**** INPUT MATERIAL

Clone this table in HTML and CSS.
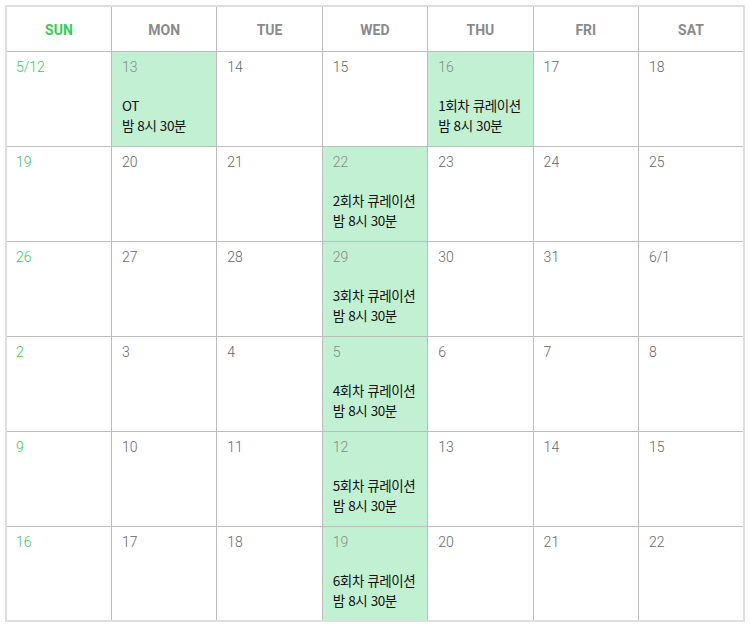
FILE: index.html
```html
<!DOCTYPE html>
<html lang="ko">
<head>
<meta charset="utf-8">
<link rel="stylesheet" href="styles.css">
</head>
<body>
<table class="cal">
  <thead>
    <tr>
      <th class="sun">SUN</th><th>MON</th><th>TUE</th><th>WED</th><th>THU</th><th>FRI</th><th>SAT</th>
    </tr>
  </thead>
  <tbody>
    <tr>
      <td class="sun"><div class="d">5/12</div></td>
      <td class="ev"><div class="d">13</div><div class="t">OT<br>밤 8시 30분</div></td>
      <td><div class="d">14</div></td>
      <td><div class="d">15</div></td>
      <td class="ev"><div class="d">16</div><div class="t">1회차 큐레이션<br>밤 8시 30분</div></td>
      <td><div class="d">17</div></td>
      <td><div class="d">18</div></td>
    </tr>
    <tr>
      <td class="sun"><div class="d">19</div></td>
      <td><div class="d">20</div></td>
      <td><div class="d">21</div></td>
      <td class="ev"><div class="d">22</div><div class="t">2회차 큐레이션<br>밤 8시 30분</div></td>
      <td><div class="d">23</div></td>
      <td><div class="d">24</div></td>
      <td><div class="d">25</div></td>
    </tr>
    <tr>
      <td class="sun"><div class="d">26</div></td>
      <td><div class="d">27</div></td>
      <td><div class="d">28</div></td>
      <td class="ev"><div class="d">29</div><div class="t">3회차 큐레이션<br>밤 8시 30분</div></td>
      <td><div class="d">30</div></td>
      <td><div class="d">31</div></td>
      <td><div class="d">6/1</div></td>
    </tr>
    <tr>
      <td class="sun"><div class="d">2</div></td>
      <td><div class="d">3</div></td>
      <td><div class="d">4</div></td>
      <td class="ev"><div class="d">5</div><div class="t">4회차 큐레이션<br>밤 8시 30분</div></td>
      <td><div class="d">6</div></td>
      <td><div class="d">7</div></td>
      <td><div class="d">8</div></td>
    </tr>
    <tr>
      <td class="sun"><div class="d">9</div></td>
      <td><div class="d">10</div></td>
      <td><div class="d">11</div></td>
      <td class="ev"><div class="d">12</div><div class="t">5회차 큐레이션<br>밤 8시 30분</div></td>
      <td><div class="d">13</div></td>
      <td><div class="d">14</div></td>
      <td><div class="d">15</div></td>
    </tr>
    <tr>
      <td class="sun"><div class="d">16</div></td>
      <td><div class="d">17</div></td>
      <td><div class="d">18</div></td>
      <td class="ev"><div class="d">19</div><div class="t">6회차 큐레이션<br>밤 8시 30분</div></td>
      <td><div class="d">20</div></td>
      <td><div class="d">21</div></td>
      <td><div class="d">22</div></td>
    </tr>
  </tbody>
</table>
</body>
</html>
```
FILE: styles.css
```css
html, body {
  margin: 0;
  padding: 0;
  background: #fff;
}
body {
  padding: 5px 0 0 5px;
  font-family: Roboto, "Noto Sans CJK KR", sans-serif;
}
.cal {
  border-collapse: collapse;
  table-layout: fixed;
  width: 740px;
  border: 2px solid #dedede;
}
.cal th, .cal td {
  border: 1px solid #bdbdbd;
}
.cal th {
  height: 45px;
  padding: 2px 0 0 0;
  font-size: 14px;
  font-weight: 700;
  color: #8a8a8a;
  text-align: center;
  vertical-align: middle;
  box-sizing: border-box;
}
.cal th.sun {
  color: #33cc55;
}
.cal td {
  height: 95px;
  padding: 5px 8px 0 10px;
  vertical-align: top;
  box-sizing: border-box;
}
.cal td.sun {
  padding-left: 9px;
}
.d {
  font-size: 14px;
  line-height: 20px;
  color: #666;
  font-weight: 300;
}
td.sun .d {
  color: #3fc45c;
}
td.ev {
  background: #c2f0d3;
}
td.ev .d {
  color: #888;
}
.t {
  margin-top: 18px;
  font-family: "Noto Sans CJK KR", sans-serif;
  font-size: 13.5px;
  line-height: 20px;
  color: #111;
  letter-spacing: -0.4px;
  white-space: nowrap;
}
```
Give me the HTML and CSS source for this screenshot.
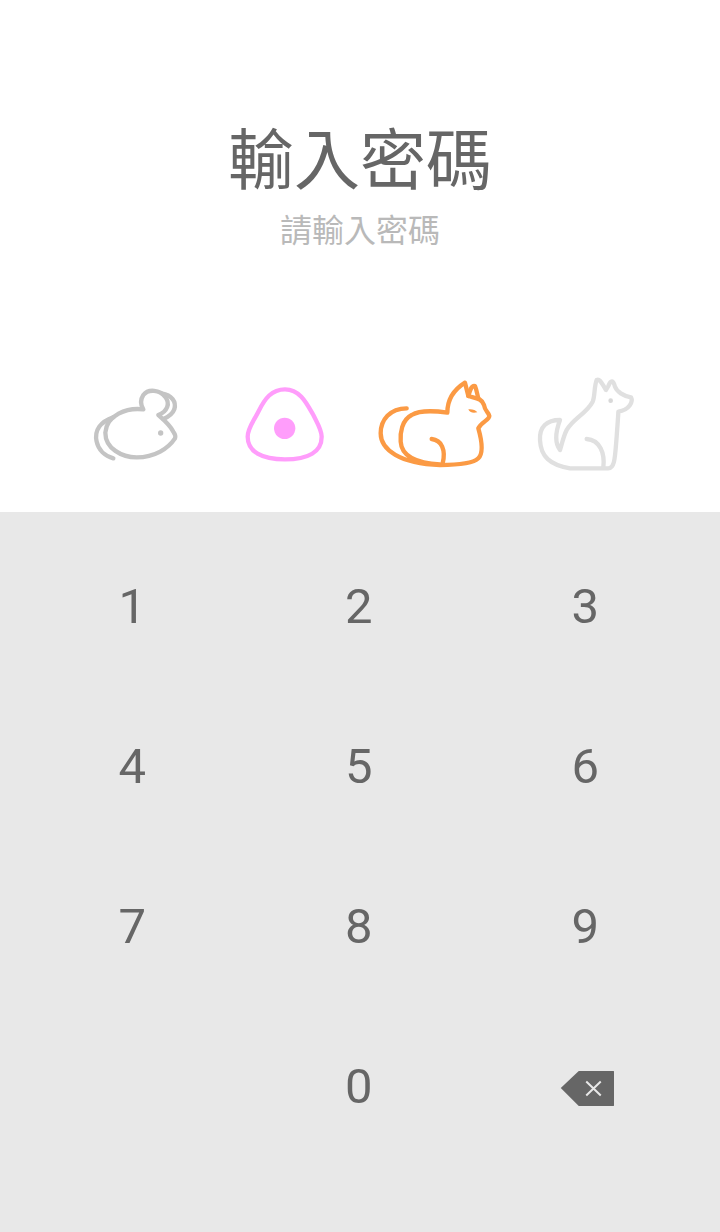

********

**WHAT IS REQUIRED**
Using the data above, copy each line that contains "this".

**WORKED ANSWER**
Clone this table in HTML and CSS.
Give me the HTML and CSS source for this screenshot.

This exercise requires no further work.